SAN JOSE, Calif. — A California appeals panel on Sept. 17 affirmed a lower court’s summary judgment ruling in favor of mortgage lenders and their officers in the borrowers’ lawsuit alleging that the defendants conducted a deceptive marketing campaign to promote “teaser” interest rates for residential loans for unsophisticated borrowers and charged unreasonable fees in connection with the loans (Salma Merritt, et al. v. Countrywide Financial Corp., et al., No. H041560, Calif. App., 6th Dist., 2019 Cal. App. Unpub. LEXIS 6204).
SHERMAN, Texas — A federal judge in Texas on Sept. 9 denied JPMorgan Chase Bank N.A.’s motion for summary judgment in a False Claims Act (FCA) suit accusing the lender of submitting false information about loan modifications it provided to borrowers under the Home Affordable Modification Program (HAMP), holding that the relators are original sources of information and that their allegations are not based solely on public information (United States, ex rel. Michael J. Fisher, et al. v. JPMorgan Chase Bank N.A., No. 16-CV-00395, E.D. Texas, 2019 U.S. Dist. LEXIS 152655).
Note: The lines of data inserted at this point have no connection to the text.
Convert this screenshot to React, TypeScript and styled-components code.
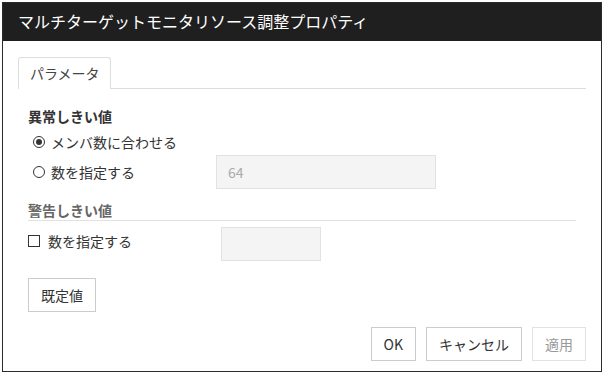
import React from "react";
import styled, { createGlobalStyle } from "styled-components";

// Styles
const GlobalStyle = createGlobalStyle`
  body {
    margin: 2px;
    background: #ffffff;
    font-family: "Noto Sans CJK JP", "Noto Sans", sans-serif;
    color: #333333;
  }
`;

const Dialog = styled.div`
  width: 600px;
  height: 370px;
  box-sizing: border-box;
  border: 1px solid #2b2b2b;
  display: flex;
  flex-direction: column;
  background: #ffffff;
`;

const TitleBar = styled.div`
  height: 38px;
  background: #1f1f1f;
  color: #ffffff;
  font-size: 16px;
  font-weight: 400;
  display: flex;
  align-items: center;
  padding-left: 15px;
  padding-bottom: 2px;
  box-sizing: border-box;
`;

const Body = styled.div`
  flex: 1;
  display: flex;
  flex-direction: column;
  padding: 16px 15px 10px 15px;
`;

const TabBar = styled.div`
  display: flex;
  height: 32px;
`;

const Tab = styled.div`
  border: 1px solid #dddddd;
  border-bottom: none;
  border-radius: 3px 3px 0 0;
  padding: 0 10px 0 11px;
  font-size: 14px;
  line-height: 30px;
  color: #444444;
`;

const TabFill = styled.div`
  flex: 1;
  border-bottom: 1px solid #dddddd;
`;

const Panel = styled.div`
  padding: 17px 10px 0 10px;
`;

const Heading = styled.div<{ $muted?: boolean; $ruled?: boolean }>`
  font-size: 14px;
  font-weight: bold;
  line-height: 20px;
  color: ${p => (p.$muted ? "#666666" : "#333333")};
  border-bottom: ${p => (p.$ruled ? "1px solid #e2e2e2" : "none")};
  margin-top: ${p => (p.$ruled ? "11px" : "0")};
`;

const Row = styled.div<{ $gap: number }>`
  display: flex;
  align-items: center;
  margin-top: ${p => p.$gap}px;
  font-size: 14px;
  line-height: 20px;
`;

const Label = styled.label<{ $width: number; $indent?: number }>`
  width: ${p => p.$width}px;
  padding-left: ${p => p.$indent || 0}px;
  box-sizing: border-box;
  display: flex;
  align-items: center;
  align-self: ${p => (p.$indent ? "center" : "flex-start")};
  margin-top: ${p => (p.$indent ? 0 : 4)}px;
`;

const Radio = styled.span<{ $checked?: boolean }>`
  width: 12px;
  height: 12px;
  box-sizing: border-box;
  border: 1.5px solid #333333;
  border-radius: 50%;
  margin-right: 6px;
  display: flex;
  align-items: center;
  justify-content: center;
  &::after {
    content: "";
    width: 6px;
    height: 6px;
    border-radius: 50%;
    background: ${p => (p.$checked ? "#333333" : "transparent")};
  }
`;

const Check = styled.span`
  width: 12px;
  height: 12px;
  box-sizing: border-box;
  border: 1.5px solid #333333;
  margin-right: 8px;
`;

const Input = styled.div<{ $width: number }>`
  width: ${p => p.$width}px;
  height: 34px;
  box-sizing: border-box;
  background: #f4f4f4;
  border: 1px solid #e2e2e2;
  padding-left: 11px;
  line-height: 32px;
  font-size: 14px;
  color: #aaaaaa;
`;

const Button = styled.button<{ $disabled?: boolean }>`
  height: 34px;
  padding: 0 12px;
  background: #ffffff;
  border: 1px solid ${p => (p.$disabled ? "#e2e2e2" : "#cccccc")};
  color: ${p => (p.$disabled ? "#999999" : "#333333")};
  font-family: "Noto Sans CJK JP", "Noto Sans", sans-serif;
  font-size: 14px;
  cursor: pointer;
`;

const DefaultRow = styled.div`
  margin-top: 17px;
`;

const Footer = styled.div`
  margin-top: auto;
  display: flex;
  justify-content: flex-end;
  gap: 10px;
`;

const App = () => {
  return (
    <>
      <GlobalStyle />
      <Dialog>
        <TitleBar>マルチターゲットモニタリソース調整プロパティ</TitleBar>
        <Body>
          <TabBar>
            <Tab>パラメータ</Tab>
            <TabFill />
          </TabBar>
          <Panel>
            <Heading>異常しきい値</Heading>
            <Row $gap={6}>
              <Label $width={188} $indent={5}>
                <Radio $checked />
                メンバ数に合わせる
              </Label>
            </Row>
            <Row $gap={3}>
              <Label $width={188} $indent={5}>
                <Radio />
                数を指定する
              </Label>
              <Input $width={220}>64</Input>
            </Row>
            <Heading $muted $ruled>警告しきい値</Heading>
            <Row $gap={6}>
              <Label $width={193}>
                <Check />
                数を指定する
              </Label>
              <Input $width={100} />
            </Row>
            <DefaultRow>
              <Button>既定値</Button>
            </DefaultRow>
          </Panel>
          <Footer>
            <Button>OK</Button>
            <Button>キャンセル</Button>
            <Button $disabled>適用</Button>
          </Footer>
        </Body>
      </Dialog>
    </>
  );
};

export default App;
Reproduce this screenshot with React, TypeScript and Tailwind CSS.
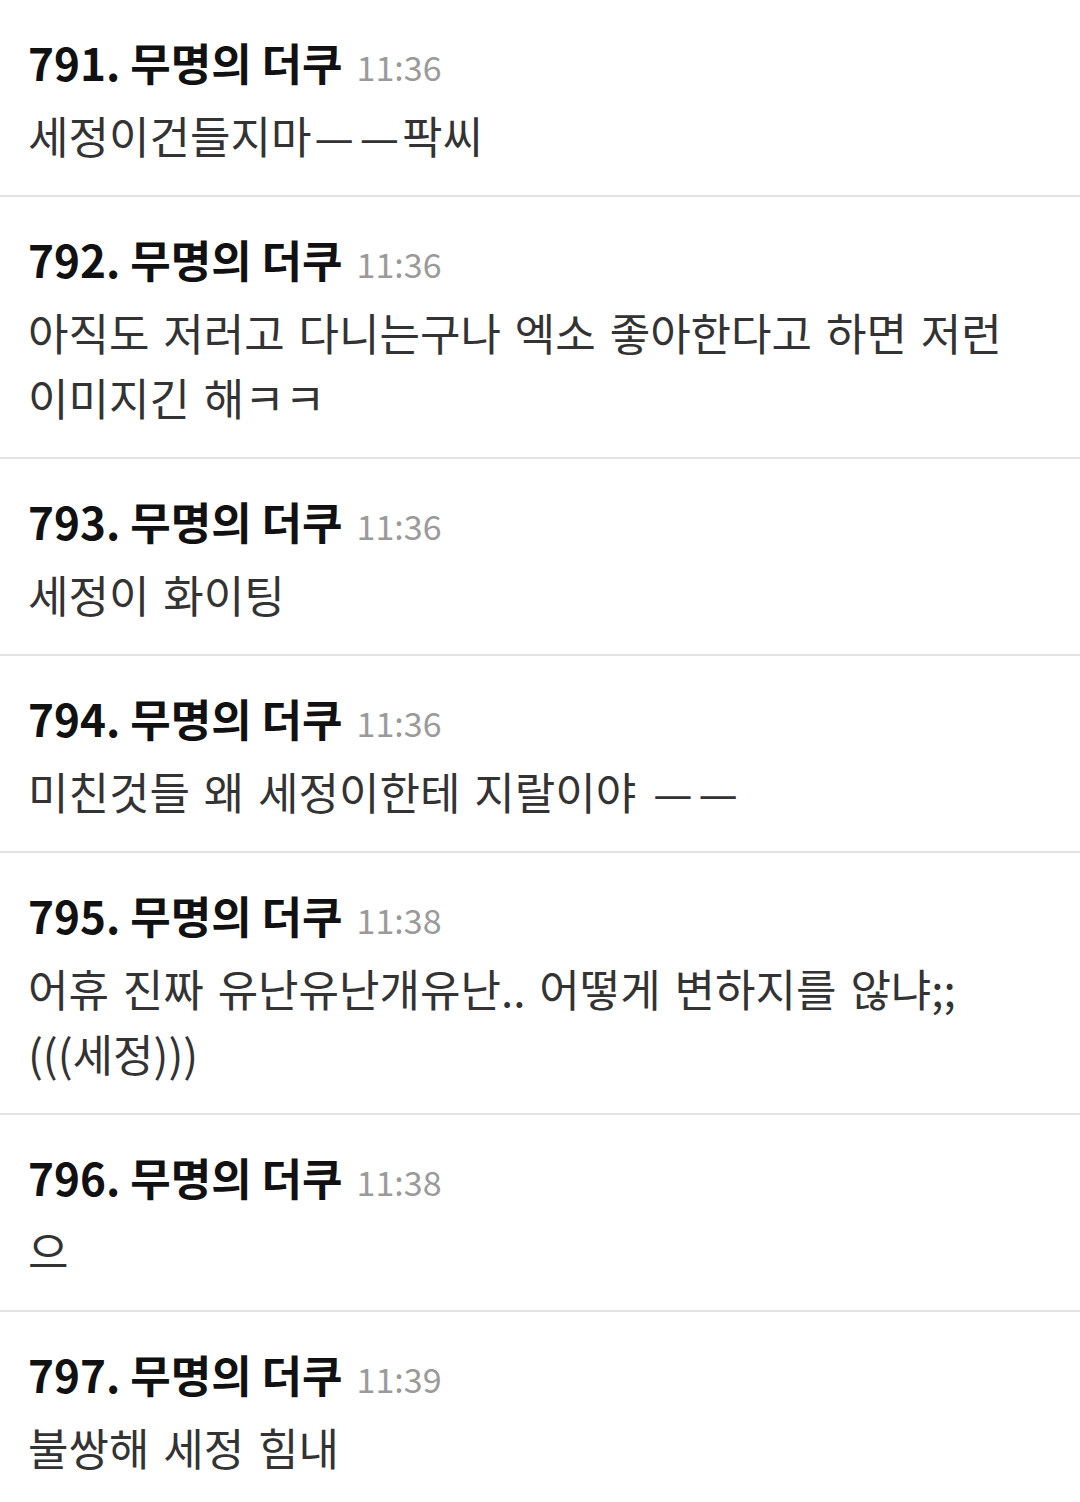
import React from 'react'

interface Comment {
  no: number
  time: string
  body: string
}

const comments: Comment[] = [
  { no: 791, time: '11:36', body: '세정이건들지마——팍씨' },
  { no: 792, time: '11:36', body: '아직도 저러고 다니는구나 엑소 좋아한다고 하면 저런 이미지긴 해ㅋㅋ' },
  { no: 793, time: '11:36', body: '세정이 화이팅' },
  { no: 794, time: '11:36', body: '미친것들 왜 세정이한테 지랄이야 ——' },
  { no: 795, time: '11:38', body: '어휴 진짜 유난유난개유난.. 어떻게 변하지를 않냐;; (((세정)))' },
  { no: 796, time: '11:38', body: '으' },
  { no: 797, time: '11:39', body: '불쌍해 세정 힘내' }
]

// em dashes get a little air so a pair doesn't run together
function Body({ text }: { text: string }) {
  const parts = text.split('—')
  return (
    <>
      {parts.map((p, i) => (
        <React.Fragment key={i}>
          {p}
          {i < parts.length - 1 && <span className="mx-[3px]">—</span>}
        </React.Fragment>
      ))}
    </>
  )
}

function CommentRow({ comment, last }: { comment: Comment; last: boolean }) {
  return (
    <div className={`pl-[28px] pr-[40px] pt-[36px] pb-[27px] ${last ? '' : 'border-b-2 border-[#e2e2e2]'}`}>
      <div className="flex h-[52px] items-baseline overflow-visible leading-[52px]">
        <span className="text-[44px] font-bold text-[#111]">
          {comment.no}. 무명의 더쿠
        </span>
        <span className="ml-[14px] text-[34px] text-[#9a9a9a]">{comment.time}</span>
      </div>
      <p className="mt-[15px] break-keep text-[44px] leading-[65px] text-[#333] [word-spacing:4px]">
        <Body text={comment.body} />
      </p>
    </div>
  )
}

export default function App() {
  return (
    <div className="min-h-[1502px] w-[1080px] bg-white font-['Noto_Sans_CJK_KR','Noto_Sans',sans-serif]">
      {comments.map((c, i) => (
        <CommentRow key={c.no} comment={c} last={i === comments.length - 1} />
      ))}
    </div>
  )
}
ST. LOUIS — A federal judge in Missouri on Sept. 6 denied in part a loan servicer’s motion to dismiss a man’s class action suit accusing it of violating the Fair Debt Collection Practices Act (FDCPA), ruling that he had standing to bring his action because he sufficiently alleged that he suffered anxiety as a result of a default letter that stated that the maturity date on his mortgage would be accelerated if he did not fully pay the amount he was behind on the loan by a certain date (Michael Spehr, et al. v. Seterus Inc., No. 18CV1922, E.D. Mo., 2019 U.S. Dist. LEXIS 152021).